Abuse abounds, and the beatings take a toll even for the observer. Presumably, Bill intends for Fu’s eye-popping Eastern methods and hidden agendas to elicit curiosity, but instead they needlessly overcomplicate a plot already stuffed with players willfully stomping their identities into red blurs. Utterly ridiculous and altogether unnecessary is the inclusion of a soothsaying ferryman named Purcell. A harbinger of things to come, perhaps, he aids, abets, and advises Jarhead for reasons not immediately apparent. The last thing needed in the visceral, corporeal world of Donnybrook is mysticism.

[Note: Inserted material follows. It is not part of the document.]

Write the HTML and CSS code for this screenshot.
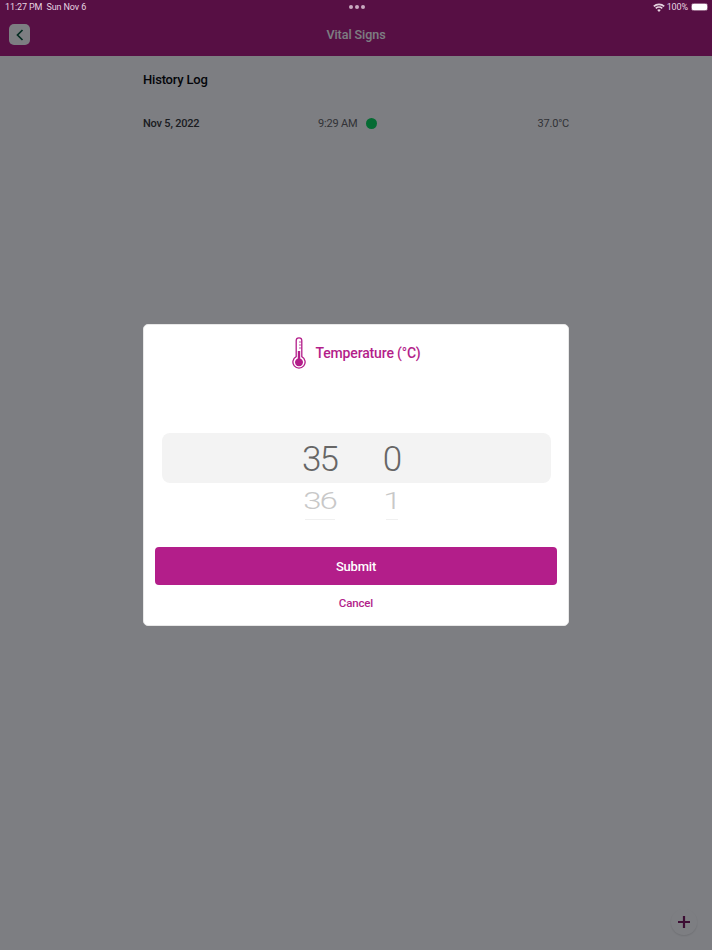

Purcell’s prophesies might be palatable if Jarhead weren’t such an underdeveloped protagonist. Whether fending off the advances of a tween prostitute or the teeth of a vicious dog, his jaunt pales in comparison to Angus’ odyssey. Call it hero fatigue, but Jarhead comes out grey compared to the flashes of crimson, yellow, and black bursting from the rest of his peers. Though Bill apparently desires bigger things from him, the most righteous and least corruptible man proves more two-dimensional than the leering yokels that exist to stand in his way.

Unashamedly self-taught, Bill hasn’t just constructed this world out of thin air. The hardscrabble truths within his ballad of bloodlust suggest more than mere active imagination. Before everything goes completely off the rails, Angus and Liz sit in a factory’s parking lot dealing from their car, a sight that Bill’s assuredly encountered as a blue collar workingman. Furthermore, the detailed account of how they make meth reveals all except the recipe’s precise measurements. The ease with which he guides his crooks and cretins–from county to county, tavern to tavern, shack to shack–keeps the novel grounded just enough in the real world. If Donnybrook in any way reflects Frank Bill’s world, it’s amazing he’s still breathing, let alone lucid enough to write it all down.